INSTRUCTIONS TO FOLLOW -
Work through the data line by line, gathering every line that has the word "this".
=== DATA LISTING ===
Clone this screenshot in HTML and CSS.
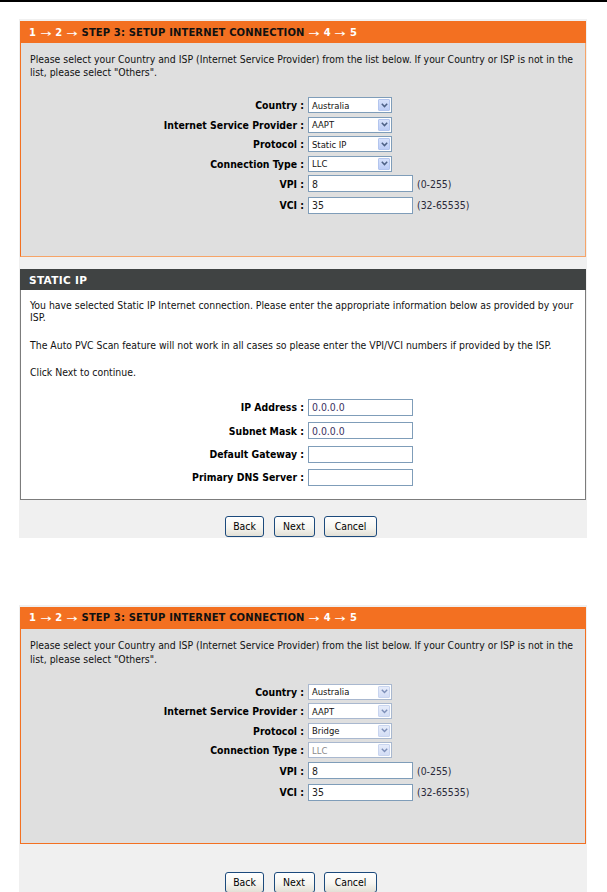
===
=== DATA LISTING ===
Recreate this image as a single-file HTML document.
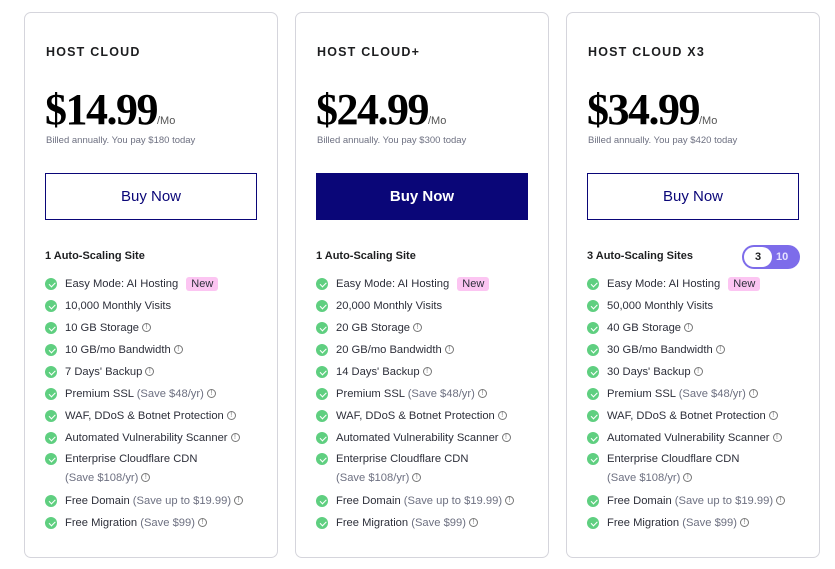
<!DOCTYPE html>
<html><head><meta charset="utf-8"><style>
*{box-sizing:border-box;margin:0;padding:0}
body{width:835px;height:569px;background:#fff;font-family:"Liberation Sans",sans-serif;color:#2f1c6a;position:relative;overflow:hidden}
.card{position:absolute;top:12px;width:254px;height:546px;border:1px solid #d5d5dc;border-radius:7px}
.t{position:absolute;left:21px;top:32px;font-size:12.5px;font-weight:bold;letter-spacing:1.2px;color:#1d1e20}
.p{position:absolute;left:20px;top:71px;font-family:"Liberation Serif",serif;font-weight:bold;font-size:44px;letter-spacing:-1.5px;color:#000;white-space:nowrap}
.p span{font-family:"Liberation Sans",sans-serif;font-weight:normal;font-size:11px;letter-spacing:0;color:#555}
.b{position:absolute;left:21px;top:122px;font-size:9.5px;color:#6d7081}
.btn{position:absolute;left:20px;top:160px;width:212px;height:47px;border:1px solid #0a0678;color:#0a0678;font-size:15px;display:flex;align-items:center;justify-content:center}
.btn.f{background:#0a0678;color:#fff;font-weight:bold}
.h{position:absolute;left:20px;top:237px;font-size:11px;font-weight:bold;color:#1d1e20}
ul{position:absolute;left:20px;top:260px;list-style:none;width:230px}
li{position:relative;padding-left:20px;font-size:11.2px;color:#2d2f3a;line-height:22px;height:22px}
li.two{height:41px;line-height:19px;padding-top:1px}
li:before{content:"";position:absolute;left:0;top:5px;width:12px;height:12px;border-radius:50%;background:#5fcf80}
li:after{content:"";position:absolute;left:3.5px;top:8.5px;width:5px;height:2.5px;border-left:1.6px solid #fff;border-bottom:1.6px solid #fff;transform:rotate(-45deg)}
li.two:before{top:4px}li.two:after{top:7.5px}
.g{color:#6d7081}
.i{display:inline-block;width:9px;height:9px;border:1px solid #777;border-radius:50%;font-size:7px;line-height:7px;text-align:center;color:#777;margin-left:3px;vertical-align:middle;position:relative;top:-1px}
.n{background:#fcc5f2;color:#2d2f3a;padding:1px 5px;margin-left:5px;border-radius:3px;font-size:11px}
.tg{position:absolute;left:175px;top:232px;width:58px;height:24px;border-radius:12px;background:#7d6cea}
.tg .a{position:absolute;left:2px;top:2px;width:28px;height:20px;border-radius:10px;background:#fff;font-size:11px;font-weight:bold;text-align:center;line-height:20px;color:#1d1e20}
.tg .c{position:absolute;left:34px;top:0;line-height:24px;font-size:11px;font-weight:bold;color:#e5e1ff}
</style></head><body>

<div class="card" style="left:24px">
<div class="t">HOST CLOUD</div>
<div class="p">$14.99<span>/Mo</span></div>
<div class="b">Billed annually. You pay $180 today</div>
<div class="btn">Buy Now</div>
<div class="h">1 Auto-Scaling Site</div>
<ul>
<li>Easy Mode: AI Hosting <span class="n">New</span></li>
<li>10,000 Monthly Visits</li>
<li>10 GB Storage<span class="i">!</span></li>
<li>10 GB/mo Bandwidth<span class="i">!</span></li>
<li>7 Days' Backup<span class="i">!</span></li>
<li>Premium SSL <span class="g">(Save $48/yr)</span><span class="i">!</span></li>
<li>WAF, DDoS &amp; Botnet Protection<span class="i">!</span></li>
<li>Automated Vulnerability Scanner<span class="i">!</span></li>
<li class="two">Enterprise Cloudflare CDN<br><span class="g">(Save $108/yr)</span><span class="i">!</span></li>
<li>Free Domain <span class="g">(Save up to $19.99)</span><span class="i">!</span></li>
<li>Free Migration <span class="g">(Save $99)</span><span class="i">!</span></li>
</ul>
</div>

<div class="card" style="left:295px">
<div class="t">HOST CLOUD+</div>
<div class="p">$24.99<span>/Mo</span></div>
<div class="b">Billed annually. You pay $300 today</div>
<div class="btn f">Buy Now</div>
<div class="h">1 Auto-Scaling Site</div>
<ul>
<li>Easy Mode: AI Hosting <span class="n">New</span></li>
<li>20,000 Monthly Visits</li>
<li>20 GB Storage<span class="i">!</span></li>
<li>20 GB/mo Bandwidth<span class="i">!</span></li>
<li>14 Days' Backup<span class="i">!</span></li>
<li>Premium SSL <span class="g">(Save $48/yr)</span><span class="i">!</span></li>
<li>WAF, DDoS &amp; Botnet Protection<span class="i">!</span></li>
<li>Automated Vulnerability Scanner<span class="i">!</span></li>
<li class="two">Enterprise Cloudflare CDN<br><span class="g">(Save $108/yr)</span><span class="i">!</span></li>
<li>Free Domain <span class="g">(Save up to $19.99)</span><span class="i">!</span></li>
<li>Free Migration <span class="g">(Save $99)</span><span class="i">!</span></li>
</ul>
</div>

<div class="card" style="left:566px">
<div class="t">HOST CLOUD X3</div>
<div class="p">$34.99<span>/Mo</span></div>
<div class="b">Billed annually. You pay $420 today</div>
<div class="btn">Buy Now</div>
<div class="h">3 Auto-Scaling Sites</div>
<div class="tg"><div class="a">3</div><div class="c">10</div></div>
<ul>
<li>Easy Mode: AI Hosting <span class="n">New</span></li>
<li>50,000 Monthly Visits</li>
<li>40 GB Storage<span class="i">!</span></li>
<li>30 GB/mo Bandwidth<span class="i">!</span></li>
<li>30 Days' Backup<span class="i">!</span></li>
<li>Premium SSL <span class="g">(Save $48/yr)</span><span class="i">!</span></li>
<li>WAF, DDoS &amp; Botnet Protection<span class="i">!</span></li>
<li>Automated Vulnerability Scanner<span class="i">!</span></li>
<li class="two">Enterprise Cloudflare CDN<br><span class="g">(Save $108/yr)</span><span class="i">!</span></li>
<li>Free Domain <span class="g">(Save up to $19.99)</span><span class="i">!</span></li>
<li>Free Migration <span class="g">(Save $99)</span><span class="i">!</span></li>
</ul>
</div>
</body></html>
===
=== DATA LISTING ===
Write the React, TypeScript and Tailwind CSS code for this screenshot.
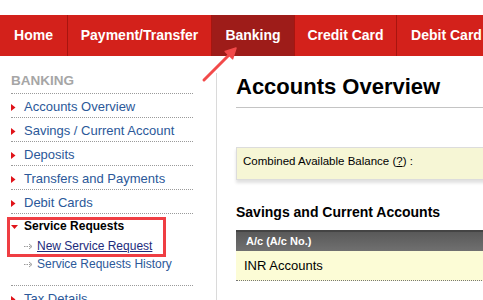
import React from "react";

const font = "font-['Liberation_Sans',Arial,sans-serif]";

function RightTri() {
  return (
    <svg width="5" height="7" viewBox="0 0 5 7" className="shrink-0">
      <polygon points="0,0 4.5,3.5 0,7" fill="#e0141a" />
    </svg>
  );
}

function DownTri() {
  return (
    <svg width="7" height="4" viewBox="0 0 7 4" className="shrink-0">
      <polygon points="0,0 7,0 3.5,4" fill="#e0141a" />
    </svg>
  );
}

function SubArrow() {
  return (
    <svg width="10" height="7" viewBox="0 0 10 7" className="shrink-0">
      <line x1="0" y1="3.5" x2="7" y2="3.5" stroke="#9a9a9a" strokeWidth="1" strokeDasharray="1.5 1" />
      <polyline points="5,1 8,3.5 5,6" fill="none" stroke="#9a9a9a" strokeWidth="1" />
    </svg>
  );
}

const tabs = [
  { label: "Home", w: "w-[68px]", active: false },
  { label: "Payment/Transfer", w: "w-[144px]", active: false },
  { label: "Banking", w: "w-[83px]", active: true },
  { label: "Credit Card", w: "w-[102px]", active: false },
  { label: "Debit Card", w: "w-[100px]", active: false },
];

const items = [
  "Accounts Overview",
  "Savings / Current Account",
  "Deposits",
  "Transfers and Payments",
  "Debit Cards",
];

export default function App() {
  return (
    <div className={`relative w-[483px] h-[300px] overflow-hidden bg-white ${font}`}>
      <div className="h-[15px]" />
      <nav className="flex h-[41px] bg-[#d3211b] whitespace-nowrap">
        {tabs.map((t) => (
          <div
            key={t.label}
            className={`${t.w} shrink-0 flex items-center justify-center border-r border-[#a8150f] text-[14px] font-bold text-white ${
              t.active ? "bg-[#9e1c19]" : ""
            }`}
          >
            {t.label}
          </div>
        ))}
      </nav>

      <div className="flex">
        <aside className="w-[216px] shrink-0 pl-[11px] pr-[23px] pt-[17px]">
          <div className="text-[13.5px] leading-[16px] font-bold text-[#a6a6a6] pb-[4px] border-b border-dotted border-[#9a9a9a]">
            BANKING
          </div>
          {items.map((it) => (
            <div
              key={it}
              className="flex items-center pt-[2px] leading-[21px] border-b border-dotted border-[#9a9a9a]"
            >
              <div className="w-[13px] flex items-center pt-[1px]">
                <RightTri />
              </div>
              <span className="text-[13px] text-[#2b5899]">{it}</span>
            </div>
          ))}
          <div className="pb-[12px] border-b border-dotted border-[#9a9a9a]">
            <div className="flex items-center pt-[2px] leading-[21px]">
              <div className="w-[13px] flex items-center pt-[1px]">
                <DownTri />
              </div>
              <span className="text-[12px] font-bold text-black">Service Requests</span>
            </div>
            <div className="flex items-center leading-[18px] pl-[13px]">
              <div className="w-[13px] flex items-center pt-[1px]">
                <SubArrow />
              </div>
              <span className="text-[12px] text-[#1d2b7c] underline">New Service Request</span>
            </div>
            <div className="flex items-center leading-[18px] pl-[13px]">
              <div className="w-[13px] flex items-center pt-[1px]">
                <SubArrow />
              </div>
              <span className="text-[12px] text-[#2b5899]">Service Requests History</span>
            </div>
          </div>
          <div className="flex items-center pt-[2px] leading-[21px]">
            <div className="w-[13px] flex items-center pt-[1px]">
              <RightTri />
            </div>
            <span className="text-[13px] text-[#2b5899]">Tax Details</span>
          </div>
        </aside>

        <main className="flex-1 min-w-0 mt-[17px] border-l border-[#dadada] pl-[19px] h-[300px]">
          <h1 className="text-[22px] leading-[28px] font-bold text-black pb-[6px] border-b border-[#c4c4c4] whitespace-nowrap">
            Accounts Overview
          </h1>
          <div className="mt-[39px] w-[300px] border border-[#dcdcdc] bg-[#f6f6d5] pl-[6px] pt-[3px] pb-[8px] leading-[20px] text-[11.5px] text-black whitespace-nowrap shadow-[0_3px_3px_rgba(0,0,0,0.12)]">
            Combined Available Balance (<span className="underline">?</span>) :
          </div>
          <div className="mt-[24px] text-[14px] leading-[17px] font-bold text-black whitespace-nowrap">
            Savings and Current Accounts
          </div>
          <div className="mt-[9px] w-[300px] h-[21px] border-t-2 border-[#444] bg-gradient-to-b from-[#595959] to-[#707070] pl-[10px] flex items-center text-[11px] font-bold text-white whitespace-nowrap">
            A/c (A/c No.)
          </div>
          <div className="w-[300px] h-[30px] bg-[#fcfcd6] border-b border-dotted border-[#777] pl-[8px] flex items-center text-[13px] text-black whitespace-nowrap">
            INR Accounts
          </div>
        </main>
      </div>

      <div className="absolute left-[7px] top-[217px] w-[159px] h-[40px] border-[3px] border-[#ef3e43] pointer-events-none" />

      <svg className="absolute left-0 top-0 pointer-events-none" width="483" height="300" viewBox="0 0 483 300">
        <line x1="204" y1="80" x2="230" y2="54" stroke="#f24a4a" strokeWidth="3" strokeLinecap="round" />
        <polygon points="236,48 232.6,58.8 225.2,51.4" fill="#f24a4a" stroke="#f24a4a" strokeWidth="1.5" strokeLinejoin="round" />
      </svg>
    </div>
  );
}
===
TASK RESPONSE -
Clone this screenshot in HTML and CSS.
Recreate this image as a single-file HTML document.
Write the React, TypeScript and Tailwind CSS code for this screenshot.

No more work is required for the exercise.